-- Begin DATASET SECTION --

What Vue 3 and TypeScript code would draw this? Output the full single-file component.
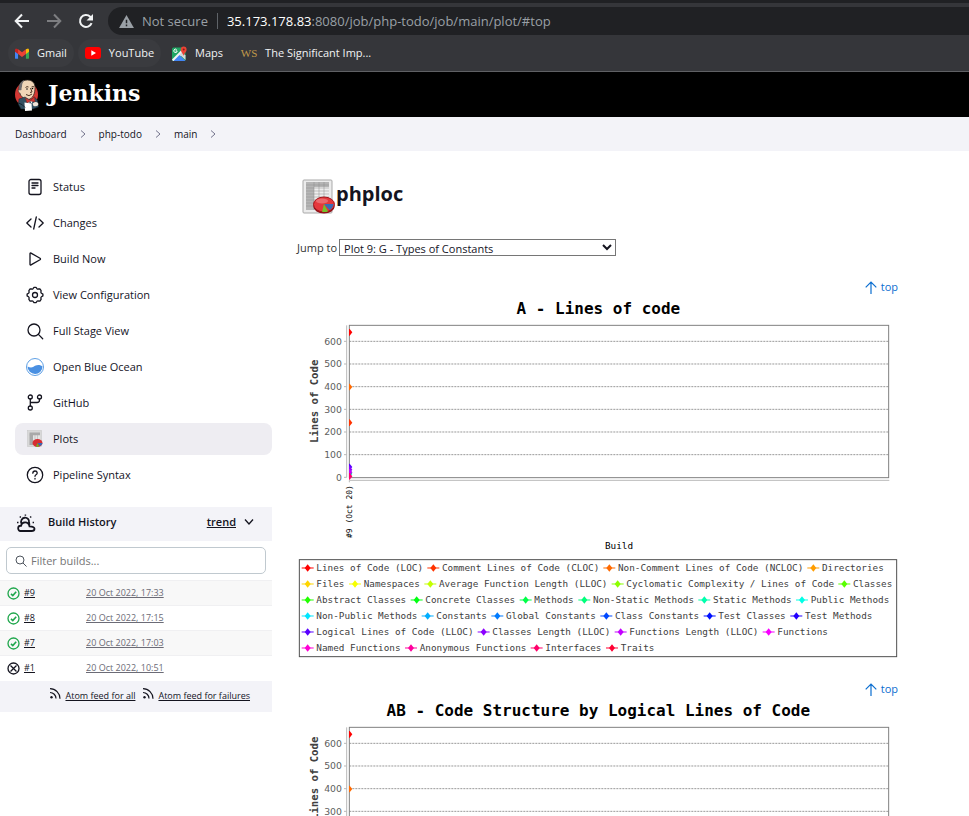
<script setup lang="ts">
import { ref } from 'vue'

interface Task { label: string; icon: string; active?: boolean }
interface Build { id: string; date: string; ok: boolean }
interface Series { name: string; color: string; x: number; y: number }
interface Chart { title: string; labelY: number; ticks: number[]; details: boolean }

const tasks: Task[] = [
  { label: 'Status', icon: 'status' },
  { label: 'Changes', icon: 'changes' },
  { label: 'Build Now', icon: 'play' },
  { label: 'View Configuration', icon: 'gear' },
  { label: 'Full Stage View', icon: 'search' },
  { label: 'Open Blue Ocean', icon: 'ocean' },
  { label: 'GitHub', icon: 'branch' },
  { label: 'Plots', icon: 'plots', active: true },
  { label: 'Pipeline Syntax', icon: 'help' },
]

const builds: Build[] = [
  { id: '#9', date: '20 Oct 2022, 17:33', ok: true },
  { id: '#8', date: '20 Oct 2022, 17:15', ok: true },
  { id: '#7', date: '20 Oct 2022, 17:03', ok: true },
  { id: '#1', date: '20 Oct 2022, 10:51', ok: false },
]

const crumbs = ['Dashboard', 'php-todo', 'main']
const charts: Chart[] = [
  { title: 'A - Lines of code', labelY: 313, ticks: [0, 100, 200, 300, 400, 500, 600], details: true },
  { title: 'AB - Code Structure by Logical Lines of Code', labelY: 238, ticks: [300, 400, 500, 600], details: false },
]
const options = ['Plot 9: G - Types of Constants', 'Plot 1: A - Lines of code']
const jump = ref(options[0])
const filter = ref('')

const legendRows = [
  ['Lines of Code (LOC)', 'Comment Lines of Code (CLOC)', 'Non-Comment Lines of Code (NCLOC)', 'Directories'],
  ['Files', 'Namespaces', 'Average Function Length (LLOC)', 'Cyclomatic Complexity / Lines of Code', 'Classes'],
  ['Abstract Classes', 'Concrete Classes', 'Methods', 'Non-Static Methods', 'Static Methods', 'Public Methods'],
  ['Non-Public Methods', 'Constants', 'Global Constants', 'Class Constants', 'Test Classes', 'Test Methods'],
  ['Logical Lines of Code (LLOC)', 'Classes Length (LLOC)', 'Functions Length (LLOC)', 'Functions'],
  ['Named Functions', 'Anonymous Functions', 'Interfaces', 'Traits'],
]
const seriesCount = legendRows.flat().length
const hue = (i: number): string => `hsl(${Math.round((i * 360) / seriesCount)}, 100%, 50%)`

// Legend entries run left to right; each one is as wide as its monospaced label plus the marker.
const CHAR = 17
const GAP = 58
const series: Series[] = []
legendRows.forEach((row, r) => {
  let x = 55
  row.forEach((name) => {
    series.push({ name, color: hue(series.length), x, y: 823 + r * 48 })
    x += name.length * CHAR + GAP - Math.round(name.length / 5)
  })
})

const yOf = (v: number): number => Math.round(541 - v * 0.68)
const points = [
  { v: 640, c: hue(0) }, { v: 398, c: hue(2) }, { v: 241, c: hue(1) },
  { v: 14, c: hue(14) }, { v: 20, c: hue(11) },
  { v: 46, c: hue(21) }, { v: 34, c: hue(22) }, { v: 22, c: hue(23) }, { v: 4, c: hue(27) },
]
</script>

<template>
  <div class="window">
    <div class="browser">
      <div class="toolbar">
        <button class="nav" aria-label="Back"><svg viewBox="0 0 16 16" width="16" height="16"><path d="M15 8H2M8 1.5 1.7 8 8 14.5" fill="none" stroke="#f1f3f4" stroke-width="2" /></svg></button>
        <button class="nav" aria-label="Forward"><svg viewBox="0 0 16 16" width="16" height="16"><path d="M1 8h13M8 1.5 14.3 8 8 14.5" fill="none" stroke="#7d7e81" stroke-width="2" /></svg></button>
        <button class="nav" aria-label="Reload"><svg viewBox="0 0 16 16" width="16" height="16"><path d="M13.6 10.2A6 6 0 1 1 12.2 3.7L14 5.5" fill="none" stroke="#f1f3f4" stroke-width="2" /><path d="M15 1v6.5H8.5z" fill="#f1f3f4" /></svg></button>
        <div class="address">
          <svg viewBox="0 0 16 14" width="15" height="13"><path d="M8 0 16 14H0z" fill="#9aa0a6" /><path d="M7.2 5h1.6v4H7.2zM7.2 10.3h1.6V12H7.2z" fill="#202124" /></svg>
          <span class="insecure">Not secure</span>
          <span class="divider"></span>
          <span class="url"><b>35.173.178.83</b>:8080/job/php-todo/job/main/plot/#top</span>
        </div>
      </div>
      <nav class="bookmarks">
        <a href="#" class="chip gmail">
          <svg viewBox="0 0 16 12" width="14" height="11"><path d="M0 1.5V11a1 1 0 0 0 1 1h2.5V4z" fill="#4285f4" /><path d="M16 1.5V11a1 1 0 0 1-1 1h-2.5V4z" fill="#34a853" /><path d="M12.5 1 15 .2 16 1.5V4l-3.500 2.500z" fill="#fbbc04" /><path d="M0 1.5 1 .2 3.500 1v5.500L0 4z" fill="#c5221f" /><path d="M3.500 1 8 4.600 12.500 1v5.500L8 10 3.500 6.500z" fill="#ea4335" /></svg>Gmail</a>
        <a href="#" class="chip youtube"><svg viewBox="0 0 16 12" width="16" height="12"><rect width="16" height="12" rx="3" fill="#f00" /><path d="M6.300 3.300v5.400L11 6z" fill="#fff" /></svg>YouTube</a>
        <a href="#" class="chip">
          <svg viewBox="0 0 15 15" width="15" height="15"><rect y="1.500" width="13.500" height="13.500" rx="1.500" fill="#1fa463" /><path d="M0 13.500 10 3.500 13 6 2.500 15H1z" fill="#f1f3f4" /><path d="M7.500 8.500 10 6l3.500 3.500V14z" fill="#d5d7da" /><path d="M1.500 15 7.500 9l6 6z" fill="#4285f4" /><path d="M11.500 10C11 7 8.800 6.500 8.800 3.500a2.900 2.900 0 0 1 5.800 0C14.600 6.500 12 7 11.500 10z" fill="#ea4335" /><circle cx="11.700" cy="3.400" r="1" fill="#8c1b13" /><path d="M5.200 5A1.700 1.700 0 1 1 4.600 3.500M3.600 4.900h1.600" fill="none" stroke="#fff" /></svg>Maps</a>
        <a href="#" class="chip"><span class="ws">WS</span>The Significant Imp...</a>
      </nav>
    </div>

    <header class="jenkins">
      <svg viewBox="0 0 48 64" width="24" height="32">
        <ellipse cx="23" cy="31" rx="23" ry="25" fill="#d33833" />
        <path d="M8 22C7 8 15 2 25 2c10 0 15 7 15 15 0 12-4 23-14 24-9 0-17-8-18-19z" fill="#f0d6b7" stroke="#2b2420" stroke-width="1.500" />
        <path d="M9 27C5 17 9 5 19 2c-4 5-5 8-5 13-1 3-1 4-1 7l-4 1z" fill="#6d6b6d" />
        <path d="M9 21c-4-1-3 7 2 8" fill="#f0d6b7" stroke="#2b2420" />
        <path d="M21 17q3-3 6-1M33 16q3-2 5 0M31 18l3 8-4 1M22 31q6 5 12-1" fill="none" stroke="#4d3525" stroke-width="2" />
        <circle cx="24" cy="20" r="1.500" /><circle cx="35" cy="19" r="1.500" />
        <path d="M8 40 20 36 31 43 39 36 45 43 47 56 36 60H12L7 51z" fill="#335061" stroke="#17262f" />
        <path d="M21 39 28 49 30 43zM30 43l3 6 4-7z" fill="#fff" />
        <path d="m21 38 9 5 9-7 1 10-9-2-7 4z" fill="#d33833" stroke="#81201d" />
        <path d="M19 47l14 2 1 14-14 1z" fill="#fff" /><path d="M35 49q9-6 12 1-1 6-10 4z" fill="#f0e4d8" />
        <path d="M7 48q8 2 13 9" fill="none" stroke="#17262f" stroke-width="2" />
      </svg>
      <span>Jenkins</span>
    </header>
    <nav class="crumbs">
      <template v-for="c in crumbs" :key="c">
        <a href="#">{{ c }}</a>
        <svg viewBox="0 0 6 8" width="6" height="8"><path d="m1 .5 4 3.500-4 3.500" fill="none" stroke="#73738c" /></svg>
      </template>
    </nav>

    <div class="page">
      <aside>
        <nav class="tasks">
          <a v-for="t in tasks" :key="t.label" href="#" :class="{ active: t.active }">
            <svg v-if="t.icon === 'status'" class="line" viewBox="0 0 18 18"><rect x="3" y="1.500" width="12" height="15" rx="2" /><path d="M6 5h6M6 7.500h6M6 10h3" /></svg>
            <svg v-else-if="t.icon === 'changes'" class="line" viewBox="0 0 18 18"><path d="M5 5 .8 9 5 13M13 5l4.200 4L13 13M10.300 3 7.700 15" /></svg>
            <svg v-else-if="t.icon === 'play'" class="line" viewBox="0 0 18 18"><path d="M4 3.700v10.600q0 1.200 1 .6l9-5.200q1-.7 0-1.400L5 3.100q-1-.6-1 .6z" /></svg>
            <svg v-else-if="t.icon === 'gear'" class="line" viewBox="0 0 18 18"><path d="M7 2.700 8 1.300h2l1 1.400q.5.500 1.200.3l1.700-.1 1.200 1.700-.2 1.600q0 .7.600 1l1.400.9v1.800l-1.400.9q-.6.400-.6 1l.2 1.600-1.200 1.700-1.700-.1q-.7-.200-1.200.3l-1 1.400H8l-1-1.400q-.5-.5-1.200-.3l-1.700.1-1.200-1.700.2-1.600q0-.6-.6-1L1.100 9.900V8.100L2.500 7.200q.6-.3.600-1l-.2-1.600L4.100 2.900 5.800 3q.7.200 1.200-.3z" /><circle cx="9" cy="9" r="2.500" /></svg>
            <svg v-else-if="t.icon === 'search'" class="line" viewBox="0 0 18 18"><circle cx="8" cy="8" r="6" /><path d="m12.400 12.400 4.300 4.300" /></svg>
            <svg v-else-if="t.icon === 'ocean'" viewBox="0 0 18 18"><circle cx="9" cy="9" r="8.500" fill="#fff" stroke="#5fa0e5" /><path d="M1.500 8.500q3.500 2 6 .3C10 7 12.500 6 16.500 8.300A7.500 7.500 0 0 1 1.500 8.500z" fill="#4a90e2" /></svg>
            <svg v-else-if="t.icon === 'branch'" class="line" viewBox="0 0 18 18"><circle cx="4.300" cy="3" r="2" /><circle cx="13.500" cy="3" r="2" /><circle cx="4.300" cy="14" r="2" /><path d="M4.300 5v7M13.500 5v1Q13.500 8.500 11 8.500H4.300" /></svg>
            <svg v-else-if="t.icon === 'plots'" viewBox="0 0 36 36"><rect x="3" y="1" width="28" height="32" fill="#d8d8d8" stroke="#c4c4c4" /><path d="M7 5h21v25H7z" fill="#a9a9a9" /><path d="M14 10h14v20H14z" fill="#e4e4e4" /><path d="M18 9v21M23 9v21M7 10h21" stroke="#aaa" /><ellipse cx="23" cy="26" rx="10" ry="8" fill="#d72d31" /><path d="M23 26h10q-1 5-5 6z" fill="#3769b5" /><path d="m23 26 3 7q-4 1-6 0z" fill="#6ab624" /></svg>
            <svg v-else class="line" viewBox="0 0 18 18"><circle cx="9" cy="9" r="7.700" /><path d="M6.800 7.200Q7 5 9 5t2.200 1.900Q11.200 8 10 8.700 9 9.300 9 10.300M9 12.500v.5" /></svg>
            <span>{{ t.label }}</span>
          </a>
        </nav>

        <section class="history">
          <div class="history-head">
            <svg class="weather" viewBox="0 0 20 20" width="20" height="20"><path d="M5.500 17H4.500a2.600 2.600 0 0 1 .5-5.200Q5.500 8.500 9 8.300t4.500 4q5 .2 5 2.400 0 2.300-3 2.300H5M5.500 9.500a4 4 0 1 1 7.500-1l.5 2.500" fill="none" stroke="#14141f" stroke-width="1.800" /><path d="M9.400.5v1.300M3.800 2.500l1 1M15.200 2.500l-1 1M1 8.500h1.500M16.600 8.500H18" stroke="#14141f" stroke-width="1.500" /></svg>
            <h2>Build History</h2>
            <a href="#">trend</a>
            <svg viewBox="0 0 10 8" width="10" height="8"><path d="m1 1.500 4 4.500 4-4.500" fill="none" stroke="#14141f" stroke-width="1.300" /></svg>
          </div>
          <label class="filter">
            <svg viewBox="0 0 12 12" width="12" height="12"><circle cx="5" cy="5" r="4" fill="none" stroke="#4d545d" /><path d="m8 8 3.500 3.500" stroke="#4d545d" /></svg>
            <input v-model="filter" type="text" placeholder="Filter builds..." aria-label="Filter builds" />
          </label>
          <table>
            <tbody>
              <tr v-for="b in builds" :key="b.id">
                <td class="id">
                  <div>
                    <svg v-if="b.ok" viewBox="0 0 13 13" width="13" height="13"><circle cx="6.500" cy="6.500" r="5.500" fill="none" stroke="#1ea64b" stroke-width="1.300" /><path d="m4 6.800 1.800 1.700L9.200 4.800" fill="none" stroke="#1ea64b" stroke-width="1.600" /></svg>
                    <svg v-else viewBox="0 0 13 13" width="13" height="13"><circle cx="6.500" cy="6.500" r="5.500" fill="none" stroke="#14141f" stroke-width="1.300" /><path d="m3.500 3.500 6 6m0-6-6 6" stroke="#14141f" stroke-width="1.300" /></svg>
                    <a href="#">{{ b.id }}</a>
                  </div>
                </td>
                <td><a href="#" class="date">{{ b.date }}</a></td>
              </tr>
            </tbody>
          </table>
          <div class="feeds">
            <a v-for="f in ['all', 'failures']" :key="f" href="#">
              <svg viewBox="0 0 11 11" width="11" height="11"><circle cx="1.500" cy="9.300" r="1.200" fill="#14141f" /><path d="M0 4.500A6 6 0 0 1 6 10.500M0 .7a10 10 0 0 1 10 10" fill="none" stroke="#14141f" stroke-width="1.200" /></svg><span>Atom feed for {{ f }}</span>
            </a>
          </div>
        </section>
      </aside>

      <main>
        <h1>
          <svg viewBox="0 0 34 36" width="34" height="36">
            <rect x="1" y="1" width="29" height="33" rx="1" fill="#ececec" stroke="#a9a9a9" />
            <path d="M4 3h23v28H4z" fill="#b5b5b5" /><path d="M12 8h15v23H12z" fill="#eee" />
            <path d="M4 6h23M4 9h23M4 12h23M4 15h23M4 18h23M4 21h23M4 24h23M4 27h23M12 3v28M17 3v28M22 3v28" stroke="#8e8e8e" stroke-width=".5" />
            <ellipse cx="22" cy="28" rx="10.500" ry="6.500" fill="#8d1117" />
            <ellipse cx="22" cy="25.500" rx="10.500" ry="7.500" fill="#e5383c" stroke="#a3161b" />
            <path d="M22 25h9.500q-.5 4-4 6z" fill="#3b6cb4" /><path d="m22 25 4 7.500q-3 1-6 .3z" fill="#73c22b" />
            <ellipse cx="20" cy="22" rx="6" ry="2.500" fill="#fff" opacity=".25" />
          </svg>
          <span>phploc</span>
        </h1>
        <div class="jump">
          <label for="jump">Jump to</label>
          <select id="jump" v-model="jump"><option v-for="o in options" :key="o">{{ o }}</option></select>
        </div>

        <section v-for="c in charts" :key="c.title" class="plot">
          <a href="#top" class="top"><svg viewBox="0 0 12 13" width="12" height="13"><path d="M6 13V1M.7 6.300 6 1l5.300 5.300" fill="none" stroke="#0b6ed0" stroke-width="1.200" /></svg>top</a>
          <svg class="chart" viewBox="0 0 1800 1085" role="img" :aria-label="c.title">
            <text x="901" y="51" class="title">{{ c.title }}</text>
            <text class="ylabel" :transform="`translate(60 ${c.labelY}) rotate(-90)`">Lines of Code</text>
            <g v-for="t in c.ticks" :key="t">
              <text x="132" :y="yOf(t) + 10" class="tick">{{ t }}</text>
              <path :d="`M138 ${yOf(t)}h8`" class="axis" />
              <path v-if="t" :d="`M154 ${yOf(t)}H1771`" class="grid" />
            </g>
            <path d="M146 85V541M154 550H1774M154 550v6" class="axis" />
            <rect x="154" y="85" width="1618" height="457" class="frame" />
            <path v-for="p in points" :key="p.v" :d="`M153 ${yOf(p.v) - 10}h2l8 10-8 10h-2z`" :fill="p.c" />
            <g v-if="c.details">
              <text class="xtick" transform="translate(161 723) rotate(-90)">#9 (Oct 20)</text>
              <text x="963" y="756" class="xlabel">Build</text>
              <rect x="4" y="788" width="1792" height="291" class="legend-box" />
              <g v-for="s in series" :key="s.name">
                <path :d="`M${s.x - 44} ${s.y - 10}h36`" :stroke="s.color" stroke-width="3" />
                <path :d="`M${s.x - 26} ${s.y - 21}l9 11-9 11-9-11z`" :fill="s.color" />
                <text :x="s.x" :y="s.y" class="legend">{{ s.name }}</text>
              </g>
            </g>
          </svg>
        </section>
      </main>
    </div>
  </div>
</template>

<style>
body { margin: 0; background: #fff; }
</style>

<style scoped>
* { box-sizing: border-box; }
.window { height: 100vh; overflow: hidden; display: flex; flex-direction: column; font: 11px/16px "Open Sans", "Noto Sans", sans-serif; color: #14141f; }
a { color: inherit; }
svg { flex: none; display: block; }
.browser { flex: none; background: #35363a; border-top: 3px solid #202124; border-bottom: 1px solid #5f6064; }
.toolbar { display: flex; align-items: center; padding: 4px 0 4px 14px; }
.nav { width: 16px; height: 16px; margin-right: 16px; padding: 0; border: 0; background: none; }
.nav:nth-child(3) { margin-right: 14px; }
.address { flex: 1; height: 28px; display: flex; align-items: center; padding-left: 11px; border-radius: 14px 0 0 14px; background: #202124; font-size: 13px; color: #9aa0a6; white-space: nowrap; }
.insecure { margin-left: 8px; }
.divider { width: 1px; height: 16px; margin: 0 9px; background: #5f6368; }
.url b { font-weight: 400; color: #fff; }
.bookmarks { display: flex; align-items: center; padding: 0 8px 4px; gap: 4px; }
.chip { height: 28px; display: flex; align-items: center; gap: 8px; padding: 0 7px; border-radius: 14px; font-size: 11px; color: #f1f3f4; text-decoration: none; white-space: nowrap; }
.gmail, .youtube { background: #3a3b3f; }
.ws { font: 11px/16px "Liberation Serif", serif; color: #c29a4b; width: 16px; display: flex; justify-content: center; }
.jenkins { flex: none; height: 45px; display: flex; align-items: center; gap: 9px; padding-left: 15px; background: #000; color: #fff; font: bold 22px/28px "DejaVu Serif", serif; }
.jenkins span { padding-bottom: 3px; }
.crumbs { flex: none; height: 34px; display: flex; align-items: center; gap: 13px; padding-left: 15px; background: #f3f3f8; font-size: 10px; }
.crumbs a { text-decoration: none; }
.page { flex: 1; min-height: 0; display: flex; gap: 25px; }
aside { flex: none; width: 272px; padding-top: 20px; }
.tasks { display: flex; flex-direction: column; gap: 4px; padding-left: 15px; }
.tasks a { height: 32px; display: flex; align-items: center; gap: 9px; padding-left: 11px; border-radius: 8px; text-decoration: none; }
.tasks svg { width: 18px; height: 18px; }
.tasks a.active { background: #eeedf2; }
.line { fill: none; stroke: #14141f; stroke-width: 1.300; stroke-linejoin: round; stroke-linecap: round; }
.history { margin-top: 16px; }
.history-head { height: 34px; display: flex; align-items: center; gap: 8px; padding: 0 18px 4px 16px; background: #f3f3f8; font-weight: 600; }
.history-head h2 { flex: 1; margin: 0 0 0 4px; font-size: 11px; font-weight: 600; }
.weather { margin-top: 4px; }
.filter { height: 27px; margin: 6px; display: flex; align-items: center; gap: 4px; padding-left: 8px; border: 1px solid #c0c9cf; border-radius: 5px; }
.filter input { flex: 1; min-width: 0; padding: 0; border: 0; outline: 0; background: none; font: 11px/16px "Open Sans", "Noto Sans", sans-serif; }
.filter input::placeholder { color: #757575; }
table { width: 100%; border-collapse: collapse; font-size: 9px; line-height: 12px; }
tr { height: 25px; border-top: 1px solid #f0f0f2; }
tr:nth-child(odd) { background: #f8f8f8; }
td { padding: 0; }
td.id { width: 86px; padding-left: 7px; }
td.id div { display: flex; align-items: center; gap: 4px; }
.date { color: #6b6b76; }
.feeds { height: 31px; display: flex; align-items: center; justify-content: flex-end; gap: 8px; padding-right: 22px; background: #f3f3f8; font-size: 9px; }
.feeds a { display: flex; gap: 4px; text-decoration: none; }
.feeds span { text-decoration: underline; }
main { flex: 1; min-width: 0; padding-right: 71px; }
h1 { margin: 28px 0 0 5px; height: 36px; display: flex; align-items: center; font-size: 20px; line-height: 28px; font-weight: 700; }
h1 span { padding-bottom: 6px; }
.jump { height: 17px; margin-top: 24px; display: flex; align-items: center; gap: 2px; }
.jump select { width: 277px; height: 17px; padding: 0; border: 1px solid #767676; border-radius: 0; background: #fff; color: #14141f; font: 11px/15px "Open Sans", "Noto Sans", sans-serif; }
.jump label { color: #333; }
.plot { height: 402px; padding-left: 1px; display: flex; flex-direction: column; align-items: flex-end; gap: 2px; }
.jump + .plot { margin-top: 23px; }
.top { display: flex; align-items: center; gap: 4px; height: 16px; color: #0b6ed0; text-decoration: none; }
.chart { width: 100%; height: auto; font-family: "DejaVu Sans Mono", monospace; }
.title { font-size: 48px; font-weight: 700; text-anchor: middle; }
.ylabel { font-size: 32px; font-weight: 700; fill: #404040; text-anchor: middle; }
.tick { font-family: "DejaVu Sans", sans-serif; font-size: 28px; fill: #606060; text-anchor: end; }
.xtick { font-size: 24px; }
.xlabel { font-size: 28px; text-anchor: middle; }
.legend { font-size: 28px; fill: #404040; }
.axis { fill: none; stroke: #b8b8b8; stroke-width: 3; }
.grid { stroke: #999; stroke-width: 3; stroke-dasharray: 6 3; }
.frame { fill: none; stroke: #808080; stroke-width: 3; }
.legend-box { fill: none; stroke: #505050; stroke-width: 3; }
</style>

-- End DATASET SECTION --

> GIVEN PROBLEM: Emit the lines of the material exactly, from its first line to the line containing "const filter = ref('')", inclusive; leave every picture out.

> FINISHED ANSWER:
What Vue 3 and TypeScript code would draw this? Output the full single-file component.
<script setup lang="ts">
import { ref } from 'vue'

interface Task { label: string; icon: string; active?: boolean }
interface Build { id: string; date: string; ok: boolean }
interface Series { name: string; color: string; x: number; y: number }
interface Chart { title: string; labelY: number; ticks: number[]; details: boolean }

const tasks: Task[] = [
  { label: 'Status', icon: 'status' },
  { label: 'Changes', icon: 'changes' },
  { label: 'Build Now', icon: 'play' },
  { label: 'View Configuration', icon: 'gear' },
  { label: 'Full Stage View', icon: 'search' },
  { label: 'Open Blue Ocean', icon: 'ocean' },
  { label: 'GitHub', icon: 'branch' },
  { label: 'Plots', icon: 'plots', active: true },
  { label: 'Pipeline Syntax', icon: 'help' },
]

const builds: Build[] = [
  { id: '#9', date: '20 Oct 2022, 17:33', ok: true },
  { id: '#8', date: '20 Oct 2022, 17:15', ok: true },
  { id: '#7', date: '20 Oct 2022, 17:03', ok: true },
  { id: '#1', date: '20 Oct 2022, 10:51', ok: false },
]

const crumbs = ['Dashboard', 'php-todo', 'main']
const charts: Chart[] = [
  { title: 'A - Lines of code', labelY: 313, ticks: [0, 100, 200, 300, 400, 500, 600], details: true },
  { title: 'AB - Code Structure by Logical Lines of Code', labelY: 238, ticks: [300, 400, 500, 600], details: false },
]
const options = ['Plot 9: G - Types of Constants', 'Plot 1: A - Lines of code']
const jump = ref(options[0])
const filter = ref('')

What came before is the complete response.